Stated task:
Take each line that has the word "with" and return it.
***
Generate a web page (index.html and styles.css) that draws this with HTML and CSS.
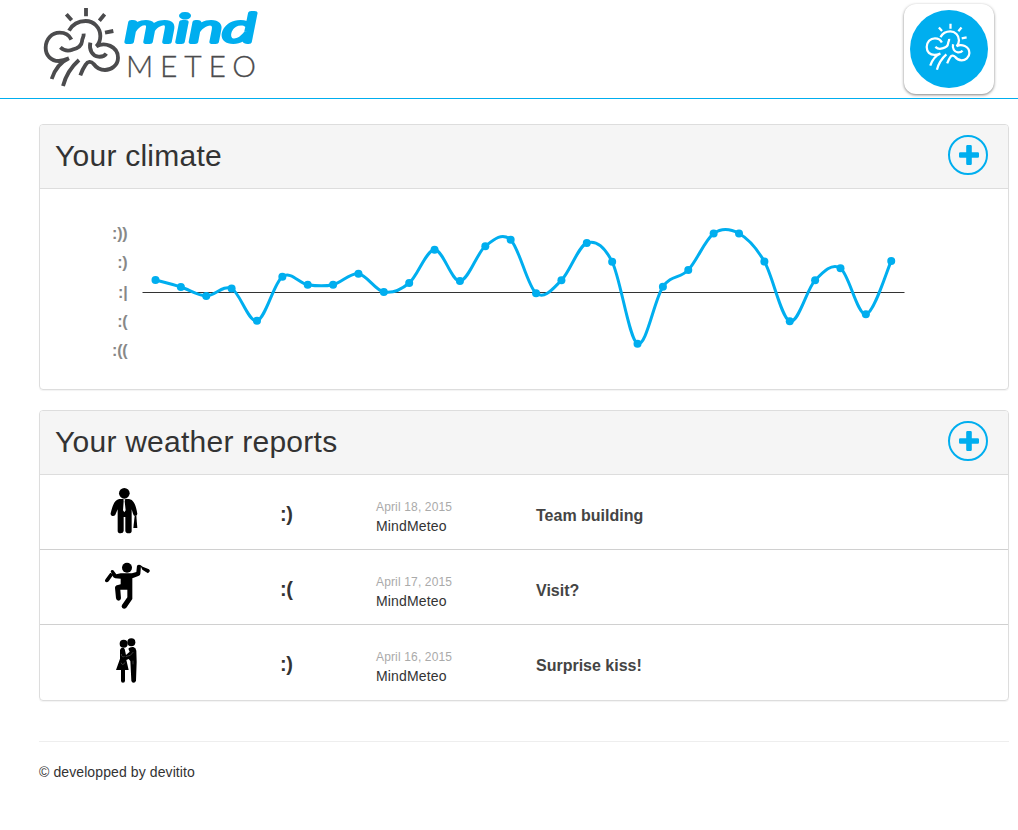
FILE: index.html
```html
<!DOCTYPE html>
<html lang="en">
<head>
<meta charset="utf-8">
<title>MindMeteo</title>
<link rel="stylesheet" href="styles.css">
</head>
<body>
<svg class="defs" aria-hidden="true">
  <symbol id="cloud" viewBox="0 0 300 300">
    <g fill="none" stroke="currentColor" stroke-width="11.5">
      <path d="M150 24V49M91 43L107 61M206 43L190 62M207 98L232 93"/>
      <path d="M99 92C110 72 130 63 149 63C174 63 193 84 193 108C193 120 189 131 181 139C205 125 246 138 246 173C246 196 225 210 207 210C189 210 181 203 173 192C165 183 155 184 149 194C142 204 137 215 133 226"/>
      <path d="M106 119C99 104 86 98 71 98C47 98 29 118 29 143C29 167 46 183 68 183C80 183 88 180 99 175C76 185 57 207 47 237"/>
      <path d="M129 180C102 204 89 227 81 258M73 142C83 151 97 154 109 149C126 145 137 136 138 124C138 114 144 113 143 101M163 128C158 150 170 168 187 170C198 171 206 168 211 161"/>
    </g>
  </symbol>
  <symbol id="plus" viewBox="0 0 20 20">
    <path fill="currentColor" d="M8.500 0h3a1.300 1.300 0 0 1 1.300 1.300v5.900h5.900A1.300 1.300 0 0 1 20 8.500v3a1.300 1.300 0 0 1-1.300 1.300h-5.900v5.900a1.300 1.300 0 0 1-1.300 1.300h-3a1.300 1.300 0 0 1-1.300-1.300v-5.900H1.300A1.300 1.300 0 0 1 0 11.500v-3a1.300 1.300 0 0 1 1.300-1.300h5.900V1.300A1.300 1.300 0 0 1 8.500 0z"/>
  </symbol>
</svg>
<header class="topbar">
  <a class="brand">
    <svg class="brand-cloud"><use href="#cloud"/></svg>
    <svg class="brand-name" viewBox="0 0 142 98">
      <text class="mind" x="5" y="42" textLength="131" lengthAdjust="spacingAndGlyphs">mind</text>
      <text class="meteo" x="6" y="77" textLength="130" lengthAdjust="spacing">METEO</text>
    </svg>
  </a>
  <div class="avatar"><div class="avatar-disc"><svg class="avatar-cloud"><use href="#cloud"/></svg></div></div>
</header>
<main class="container">
  <section class="panel">
    <div class="panel-heading"><h2>Your climate</h2><a class="add"><svg><use href="#plus"/></svg></a></div>
    <svg class="chart" viewBox="40 189 968 200">
      <g class="scale">
        <text x="127.500" y="239">:))</text>
        <text x="127.500" y="268">:)</text>
        <text x="127.500" y="298">:|</text>
        <text x="127.500" y="327">:(</text>
        <text x="127.500" y="356">:((</text>
      </g>
      <path class="axis" d="M142.500 292.500H904.500"/>
      <path class="curve" id="curve"/>
      <g class="points" id="points"></g>
    </svg>
  </section>
  <section class="panel">
    <div class="panel-heading"><h2>Your weather reports</h2><a class="add"><svg><use href="#plus"/></svg></a></div>
    <ul class="reports">
      <li class="report">
        <svg class="figure" viewBox="0 0 240 195">
          <circle cx="103" cy="40" r="16"/>
          <path d="M88 57H117C132 59 138 78 142 101Q142 108 135 108Q131 108 129 101L125 88V153Q125 160 116 160Q107 160 106 153V111H101V153Q100 160 92 160Q83 160 83 153V88L76 104Q73 109 67 108Q61 106 62 100C67 79 73 59 88 57Z"/>
          <path d="M134 108H139L142 144H130Z"/>
          <path class="tie" d="M100 58H106L104 63L107 91L103 97L99 91L101 63Z"/>
        </svg>
        <span class="mood">:)</span>
        <div class="meta"><span class="date">April 18, 2015</span><span class="author">MindMeteo</span></div>
        <strong class="title">Team building</strong>
      </li>
      <li class="report">
        <svg class="figure" viewBox="0 0 240 195">
          <circle cx="111" cy="38" r="15"/>
          <path d="M92 55H126L139 51L141 32Q147 26 153 32L151 57Q150 61 145 63L127 70V103L127 132L109 158Q103 164 97 159Q93 155 96 150L112 127V104H91L93 130Q92 137 86 137Q79 137 78 130L75 99Q75 91 84 90L92 88V71L76 70Q70 69 68 63L62 49Q64 43 70 46L79 58Z"/>
          <path d="M61 53L70 59L56 79Q50 85 45 79Q44 76 47 72ZM150 29L158 35L177 43L180 48L174 55L157 44Z"/>
        </svg>
        <span class="mood">:(</span>
        <div class="meta"><span class="date">April 17, 2015</span><span class="author">MindMeteo</span></div>
        <strong class="title">Visit?</strong>
      </li>
      <li class="report">
        <svg class="figure" viewBox="0 0 240 195">
          <circle cx="101" cy="41" r="12"/><circle cx="124" cy="37" r="12"/>
          <path d="M93 55Q100 50 104 57L108 75L119 65L115 56Q119 50 130 51Q138 53 139 62L140 96L138 152Q136 158 131 158Q125 158 124 152L121 93L116 87L109 90L116 120H105V152Q105 158 99 158Q93 158 93 152V120H78L90 86V60Z"/>
          <path class="crease" d="M94 72Q95 84 104 79M107 80L121 76L130 66M93 98Q98 110 105 97M129 92V103"/>
        </svg>
        <span class="mood">:)</span>
        <div class="meta"><span class="date">April 16, 2015</span><span class="author">MindMeteo</span></div>
        <strong class="title">Surprise kiss!</strong>
      </li>
    </ul>
  </section>
  <footer class="footer">© developped by devitito</footer>
</main>
<script src="chart.js"></script>
</body>
</html>
```
FILE: styles.css
```css
* { box-sizing: border-box; }
body { margin: 0; font: 14px/20px "Liberation Sans", Arial, sans-serif; color: #333; background: #fff; }
h2, ul { margin: 0; padding: 0; }
svg { display: block; }
.defs { position: absolute; width: 0; height: 0; }

.topbar { display: flex; justify-content: space-between; height: 99px; padding: 0 24px 0 36px; border-bottom: 1px solid #00aeef; }
.brand { display: flex; }
.brand-cloud { width: 100px; height: 100px; margin-right: -16px; color: #4b4b4d; }
.brand-name { width: 142px; height: 98px; }
.mind { font: italic 300 40px Lato, sans-serif; fill: #00aeef; stroke: #00aeef; stroke-width: 4; stroke-linejoin: round; }
.meteo { font: 300 30px Lato, sans-serif; fill: #4b4b4d; stroke: #4b4b4d; stroke-width: .3; }
.avatar { width: 90px; height: 90px; margin-top: 4px; padding: 6px; border-radius: 12px; box-shadow: 0 1px 3px rgba(0, 0, 0, .5); }
.avatar-disc { width: 78px; height: 78px; padding: 9px 0 0 11px; border-radius: 50%; background: #00aeef; color: #fff; }
.avatar-cloud { width: 59px; height: 59px; }

.container { width: 970px; margin: 25px 0 0 39px; }
.panel { margin-bottom: 20px; border: 1px solid #ddd; border-radius: 4px; box-shadow: 0 1px 1px rgba(0, 0, 0, .05); overflow: hidden; }
.panel-heading { display: flex; justify-content: space-between; height: 64px; padding: 10px 20px 0 15px; background: #f5f5f5; border-bottom: 1px solid #ddd; }
.panel-heading h2 { font-size: 30px; font-weight: 400; line-height: 41px; letter-spacing: .25px; }
.add { display: flex; align-items: center; justify-content: center; width: 40px; height: 40px; border: 2px solid #00aeef; border-radius: 50%; color: #00aeef; }
.add svg { width: 20px; height: 20px; margin-left: 1px; }

.chart { width: 968px; height: 200px; }
.scale { font-size: 16px; font-weight: 700; fill: #888; text-anchor: end; letter-spacing: -.2px; }
.axis { stroke: #333; stroke-width: 1; }
.curve { fill: none; stroke: #00aeef; stroke-width: 3; stroke-linejoin: round; }
.points { fill: #00aeef; }

.reports { list-style: none; }
.report { display: grid; grid-template-columns: 190px 96px 160px 1fr; height: 75px; padding: 5px 0 0 50px; border-bottom: 1px solid #d0d0d0; }
.report:last-child { border-bottom: 0; }
.figure { width: 80px; height: 65px; }
.tie { fill: #fff; }
.crease { fill: none; stroke: #777; stroke-width: 1.500; }
.mood { font-size: 20px; font-weight: 700; line-height: 69px; letter-spacing: -.4px; }
.meta { display: flex; flex-direction: column; padding-top: 18px; line-height: 19px; }
.date { font-size: 12px; color: #aaa; letter-spacing: .15px; }
.author { letter-spacing: .15px; }
.title { font-size: 16px; line-height: 71px; color: #444; }
.footer { margin-top: 40px; padding-top: 20px; border-top: 1px solid #eee; letter-spacing: .1px; }
```
FILE: chart.js
```javascript
const values = [280, 287, 296, 288.5, 320.8, 276.7, 284.7, 284.7, 273.8, 292, 283, 249.8, 281, 246.2, 239.8,
  293.2, 280.3, 243, 261.8, 343.7, 286.8, 270, 233.5, 233.5, 261.6, 321.3, 280.3, 268.2, 314.3, 261];
const pts = values.map((y, i) => [155.5 + i * 25.37, y]);
const at = i => pts[Math.max(0, Math.min(pts.length - 1, i))];

// Catmull-Rom spline expressed as cubic segments
let d = "M" + pts[0];
for (let i = 0; i < pts.length - 1; i++) {
  const [a, b, c, e] = [at(i - 1), at(i), at(i + 1), at(i + 2)];
  d += "C" + [b[0] + (c[0] - a[0]) / 6, b[1] + (c[1] - a[1]) / 6,
    c[0] - (e[0] - b[0]) / 6, c[1] - (e[1] - b[1]) / 6, c[0], c[1]].join(" ");
}
document.getElementById("curve").setAttribute("d", d);

const group = document.getElementById("points");
for (const [x, y] of pts) {
  const dot = document.createElementNS("http://www.w3.org/2000/svg", "circle");
  dot.setAttribute("cx", x);
  dot.setAttribute("cy", y);
  dot.setAttribute("r", 4);
  group.append(dot);
}
```
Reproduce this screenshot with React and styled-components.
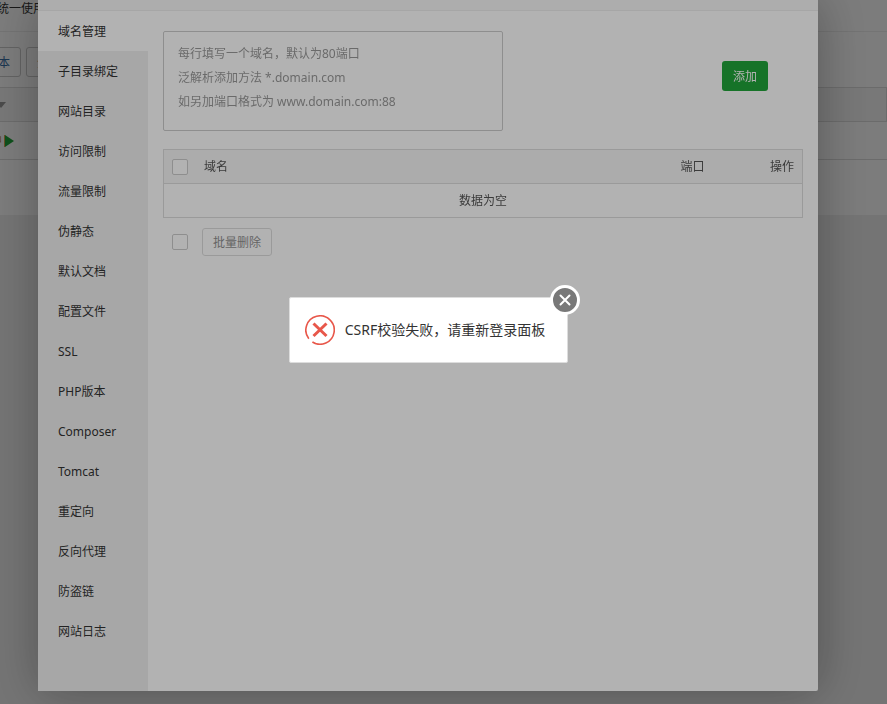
***
Exercise answer:
Generate a web page (index.html and styles.css) that draws this with HTML and CSS.
Reproduce this screenshot with React and styled-components.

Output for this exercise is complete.